The Session Extension does have a way of resolving conflicts, but it's all application-defined. You could theoretically ensure that each table has a last_modified timestamp (maybe update it automatically using a trigger), and leverage that timestamp or whatever other mechanism you need to implement the conflict resolution logic. It would be no small feat, for sure, but it does seem possible.

ghost commented 3 years ago

I just wanted to add that for replication the best solution is definitely Litestream. It's an amazing new project and there is a lot more functionality planned for it like clusters and events.

m4heshd commented 3 years ago

Just wanted everyone to know that I'm maintaining a fork of better-sqlite3 named better-sqlite3-multiple-ciphers that supports really stable, up-to-date encryption.

GitMurf commented 1 month ago

Just wondering if there is any new word / update on the question of better SQLite encryption? We are switching from realmdb to SQLite due to mongo deprecating its sync service and divesting Realm back to open source. But we need an encrypted option. Love better SQLite 3!

mceachen commented 1 month ago

@GitMurf see the comment immediately preceding yours.

GitMurf commented 1 month ago

@GitMurf see the comment immediately preceding yours.

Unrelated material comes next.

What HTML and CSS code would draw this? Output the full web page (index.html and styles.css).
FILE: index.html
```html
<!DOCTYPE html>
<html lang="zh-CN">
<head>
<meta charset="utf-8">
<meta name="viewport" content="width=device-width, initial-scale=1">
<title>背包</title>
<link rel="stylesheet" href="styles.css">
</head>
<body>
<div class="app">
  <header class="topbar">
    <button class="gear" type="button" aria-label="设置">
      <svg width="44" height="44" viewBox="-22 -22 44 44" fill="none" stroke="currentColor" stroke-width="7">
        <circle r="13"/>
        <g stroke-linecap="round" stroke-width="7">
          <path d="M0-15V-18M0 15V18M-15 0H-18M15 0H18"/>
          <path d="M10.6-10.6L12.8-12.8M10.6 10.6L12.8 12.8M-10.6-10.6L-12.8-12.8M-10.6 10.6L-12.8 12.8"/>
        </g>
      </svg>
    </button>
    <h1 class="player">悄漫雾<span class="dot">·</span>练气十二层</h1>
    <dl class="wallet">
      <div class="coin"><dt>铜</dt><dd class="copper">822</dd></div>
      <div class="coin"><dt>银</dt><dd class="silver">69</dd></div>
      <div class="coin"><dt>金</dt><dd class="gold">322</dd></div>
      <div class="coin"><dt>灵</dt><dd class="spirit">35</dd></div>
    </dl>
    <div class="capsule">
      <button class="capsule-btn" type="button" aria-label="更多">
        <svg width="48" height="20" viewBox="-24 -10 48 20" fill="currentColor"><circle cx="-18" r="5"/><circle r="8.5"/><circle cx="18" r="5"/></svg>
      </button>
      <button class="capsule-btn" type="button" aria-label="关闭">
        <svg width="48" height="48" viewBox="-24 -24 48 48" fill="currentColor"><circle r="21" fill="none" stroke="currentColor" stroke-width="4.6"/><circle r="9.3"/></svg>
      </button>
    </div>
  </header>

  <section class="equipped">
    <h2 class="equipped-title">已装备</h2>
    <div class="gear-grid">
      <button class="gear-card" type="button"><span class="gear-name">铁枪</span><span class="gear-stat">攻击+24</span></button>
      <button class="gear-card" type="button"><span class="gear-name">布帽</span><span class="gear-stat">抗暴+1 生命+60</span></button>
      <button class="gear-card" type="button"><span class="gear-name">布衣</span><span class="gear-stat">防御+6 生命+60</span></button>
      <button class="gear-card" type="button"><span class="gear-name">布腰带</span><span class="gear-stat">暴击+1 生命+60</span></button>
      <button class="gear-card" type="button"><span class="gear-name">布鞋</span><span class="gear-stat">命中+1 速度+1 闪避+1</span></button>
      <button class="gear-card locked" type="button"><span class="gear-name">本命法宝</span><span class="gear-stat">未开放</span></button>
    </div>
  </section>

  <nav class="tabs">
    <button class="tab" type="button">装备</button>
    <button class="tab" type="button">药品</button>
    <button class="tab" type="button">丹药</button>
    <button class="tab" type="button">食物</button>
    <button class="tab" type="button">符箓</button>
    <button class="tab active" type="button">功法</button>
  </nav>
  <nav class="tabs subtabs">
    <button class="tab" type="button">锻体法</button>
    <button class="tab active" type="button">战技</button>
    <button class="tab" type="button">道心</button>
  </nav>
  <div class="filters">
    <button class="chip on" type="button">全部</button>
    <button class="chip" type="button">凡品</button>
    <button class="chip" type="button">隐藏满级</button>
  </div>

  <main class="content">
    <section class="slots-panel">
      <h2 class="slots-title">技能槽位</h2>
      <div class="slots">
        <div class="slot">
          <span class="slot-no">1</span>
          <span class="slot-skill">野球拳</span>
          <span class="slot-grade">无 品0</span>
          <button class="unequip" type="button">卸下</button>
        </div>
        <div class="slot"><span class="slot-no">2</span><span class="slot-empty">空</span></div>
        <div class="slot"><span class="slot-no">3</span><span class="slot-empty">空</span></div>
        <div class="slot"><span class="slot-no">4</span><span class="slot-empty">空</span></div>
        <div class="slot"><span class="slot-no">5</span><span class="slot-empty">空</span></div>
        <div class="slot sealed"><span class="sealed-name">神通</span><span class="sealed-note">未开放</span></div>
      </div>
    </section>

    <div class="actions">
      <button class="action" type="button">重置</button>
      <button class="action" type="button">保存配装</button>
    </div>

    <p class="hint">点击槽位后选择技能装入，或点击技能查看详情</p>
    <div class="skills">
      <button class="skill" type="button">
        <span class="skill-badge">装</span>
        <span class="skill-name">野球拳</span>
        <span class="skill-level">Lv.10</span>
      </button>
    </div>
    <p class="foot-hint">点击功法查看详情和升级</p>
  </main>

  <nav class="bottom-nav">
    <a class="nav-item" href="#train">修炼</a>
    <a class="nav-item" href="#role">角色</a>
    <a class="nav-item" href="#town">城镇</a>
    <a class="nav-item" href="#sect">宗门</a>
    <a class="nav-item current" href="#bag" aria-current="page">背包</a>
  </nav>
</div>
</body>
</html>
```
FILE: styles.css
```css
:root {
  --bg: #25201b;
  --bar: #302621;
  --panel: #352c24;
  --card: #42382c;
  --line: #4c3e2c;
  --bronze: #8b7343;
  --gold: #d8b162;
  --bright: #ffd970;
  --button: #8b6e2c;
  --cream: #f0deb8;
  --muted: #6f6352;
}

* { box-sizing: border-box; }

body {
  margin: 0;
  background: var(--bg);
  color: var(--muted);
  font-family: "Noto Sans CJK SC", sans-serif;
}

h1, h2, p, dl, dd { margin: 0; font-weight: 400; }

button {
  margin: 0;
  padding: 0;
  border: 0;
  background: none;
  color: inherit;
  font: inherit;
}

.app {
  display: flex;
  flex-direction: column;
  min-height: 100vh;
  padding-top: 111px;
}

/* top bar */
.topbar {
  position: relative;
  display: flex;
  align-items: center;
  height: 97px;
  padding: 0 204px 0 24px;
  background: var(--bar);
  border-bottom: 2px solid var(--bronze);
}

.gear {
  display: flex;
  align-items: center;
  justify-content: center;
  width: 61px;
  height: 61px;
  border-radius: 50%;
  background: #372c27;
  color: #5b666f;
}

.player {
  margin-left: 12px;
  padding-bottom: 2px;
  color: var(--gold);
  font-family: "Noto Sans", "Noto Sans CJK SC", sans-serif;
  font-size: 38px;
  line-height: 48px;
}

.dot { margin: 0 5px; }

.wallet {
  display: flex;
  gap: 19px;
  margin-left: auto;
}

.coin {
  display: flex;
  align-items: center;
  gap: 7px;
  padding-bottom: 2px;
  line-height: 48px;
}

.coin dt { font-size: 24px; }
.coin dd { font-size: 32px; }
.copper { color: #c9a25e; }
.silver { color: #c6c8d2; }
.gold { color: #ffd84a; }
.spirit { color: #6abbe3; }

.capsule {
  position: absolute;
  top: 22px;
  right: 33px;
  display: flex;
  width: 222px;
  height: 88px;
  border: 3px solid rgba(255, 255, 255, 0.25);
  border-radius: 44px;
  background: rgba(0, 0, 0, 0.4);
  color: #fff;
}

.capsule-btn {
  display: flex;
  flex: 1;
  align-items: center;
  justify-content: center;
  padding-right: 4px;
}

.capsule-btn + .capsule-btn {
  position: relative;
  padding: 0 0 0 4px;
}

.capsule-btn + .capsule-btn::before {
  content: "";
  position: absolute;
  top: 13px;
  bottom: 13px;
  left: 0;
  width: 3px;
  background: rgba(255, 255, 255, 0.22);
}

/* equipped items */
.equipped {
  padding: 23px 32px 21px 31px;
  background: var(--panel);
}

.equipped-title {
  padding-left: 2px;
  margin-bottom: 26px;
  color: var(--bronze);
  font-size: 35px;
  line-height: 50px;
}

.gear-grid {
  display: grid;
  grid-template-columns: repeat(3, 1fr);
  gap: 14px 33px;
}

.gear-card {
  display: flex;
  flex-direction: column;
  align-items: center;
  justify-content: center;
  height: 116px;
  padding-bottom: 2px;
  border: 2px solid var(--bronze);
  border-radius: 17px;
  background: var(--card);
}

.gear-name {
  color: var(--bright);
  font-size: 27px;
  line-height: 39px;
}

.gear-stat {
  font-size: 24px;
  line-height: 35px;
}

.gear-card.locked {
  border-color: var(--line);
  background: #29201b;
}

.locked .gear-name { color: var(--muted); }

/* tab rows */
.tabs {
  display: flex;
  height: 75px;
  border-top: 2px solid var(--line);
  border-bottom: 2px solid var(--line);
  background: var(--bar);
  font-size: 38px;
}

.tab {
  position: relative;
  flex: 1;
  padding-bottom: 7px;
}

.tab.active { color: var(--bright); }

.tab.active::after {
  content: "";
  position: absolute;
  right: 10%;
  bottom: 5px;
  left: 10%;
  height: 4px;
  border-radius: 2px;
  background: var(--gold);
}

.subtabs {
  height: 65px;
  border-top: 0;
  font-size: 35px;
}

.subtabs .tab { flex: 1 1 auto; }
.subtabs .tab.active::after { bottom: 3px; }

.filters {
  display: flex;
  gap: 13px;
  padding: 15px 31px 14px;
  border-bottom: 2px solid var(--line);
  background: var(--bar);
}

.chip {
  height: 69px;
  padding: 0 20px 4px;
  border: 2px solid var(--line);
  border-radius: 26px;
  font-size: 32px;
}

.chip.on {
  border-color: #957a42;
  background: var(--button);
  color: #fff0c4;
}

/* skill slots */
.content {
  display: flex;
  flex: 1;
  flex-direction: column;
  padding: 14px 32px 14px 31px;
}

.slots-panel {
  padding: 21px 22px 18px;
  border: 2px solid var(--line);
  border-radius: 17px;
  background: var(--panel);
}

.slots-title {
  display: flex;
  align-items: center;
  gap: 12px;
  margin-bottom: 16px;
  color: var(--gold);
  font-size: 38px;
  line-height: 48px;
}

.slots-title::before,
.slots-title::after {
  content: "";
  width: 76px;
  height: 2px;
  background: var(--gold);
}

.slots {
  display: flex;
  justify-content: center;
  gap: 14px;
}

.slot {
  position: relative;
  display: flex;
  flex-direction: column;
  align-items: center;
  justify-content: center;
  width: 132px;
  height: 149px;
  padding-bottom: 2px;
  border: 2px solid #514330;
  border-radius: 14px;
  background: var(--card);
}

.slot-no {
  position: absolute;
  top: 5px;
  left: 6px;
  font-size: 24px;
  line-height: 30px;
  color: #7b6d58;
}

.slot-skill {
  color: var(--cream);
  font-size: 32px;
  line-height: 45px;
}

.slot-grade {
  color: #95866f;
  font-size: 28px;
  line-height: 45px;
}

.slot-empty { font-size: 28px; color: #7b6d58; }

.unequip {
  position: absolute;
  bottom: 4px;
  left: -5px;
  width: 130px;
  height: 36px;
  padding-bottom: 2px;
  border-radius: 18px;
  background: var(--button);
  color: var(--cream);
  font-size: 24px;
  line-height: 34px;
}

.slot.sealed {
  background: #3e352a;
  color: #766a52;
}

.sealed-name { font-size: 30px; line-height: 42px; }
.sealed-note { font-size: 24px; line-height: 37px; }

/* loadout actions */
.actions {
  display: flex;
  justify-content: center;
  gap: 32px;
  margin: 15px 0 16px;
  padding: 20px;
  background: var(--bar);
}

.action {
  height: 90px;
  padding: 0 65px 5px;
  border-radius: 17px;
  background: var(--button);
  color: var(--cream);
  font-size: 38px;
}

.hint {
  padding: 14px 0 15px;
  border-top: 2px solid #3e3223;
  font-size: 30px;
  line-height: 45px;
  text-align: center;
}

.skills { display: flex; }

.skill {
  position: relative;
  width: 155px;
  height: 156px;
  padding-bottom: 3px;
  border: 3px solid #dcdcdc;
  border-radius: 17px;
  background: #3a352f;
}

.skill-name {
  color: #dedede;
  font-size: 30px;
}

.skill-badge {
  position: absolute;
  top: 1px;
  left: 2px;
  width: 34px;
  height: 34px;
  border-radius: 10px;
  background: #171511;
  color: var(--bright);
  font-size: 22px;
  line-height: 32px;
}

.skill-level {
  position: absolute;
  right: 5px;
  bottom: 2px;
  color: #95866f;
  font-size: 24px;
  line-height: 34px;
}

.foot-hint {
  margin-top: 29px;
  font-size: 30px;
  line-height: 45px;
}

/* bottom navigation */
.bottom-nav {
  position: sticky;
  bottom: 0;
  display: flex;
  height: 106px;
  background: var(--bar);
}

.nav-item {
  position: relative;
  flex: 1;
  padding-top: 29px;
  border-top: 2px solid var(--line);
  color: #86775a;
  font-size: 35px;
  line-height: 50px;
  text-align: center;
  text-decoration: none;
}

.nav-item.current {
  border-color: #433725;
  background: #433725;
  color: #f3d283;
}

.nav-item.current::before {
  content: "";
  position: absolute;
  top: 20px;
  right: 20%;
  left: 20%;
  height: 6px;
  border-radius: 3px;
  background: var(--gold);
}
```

@mceachen Thanks. Is the idea that it will stay in-synch with the core better-SQLite? I really value the maintainability, trust and dedication historically of the better SQLite project and want to make sure any forks are aligned similarly :) I'm not expecting you can answer that absolutely but if you know, would love to hear your opinions / thoughts. Thanks!

mceachen commented 1 month ago

Open source projects are always a gamble: you’re relying on the goodwill of some random engineer to stay engaged with their project.

For what it’s worth, @m4heshd is an active contributor to this project, and has kept his fork up to date for a while now.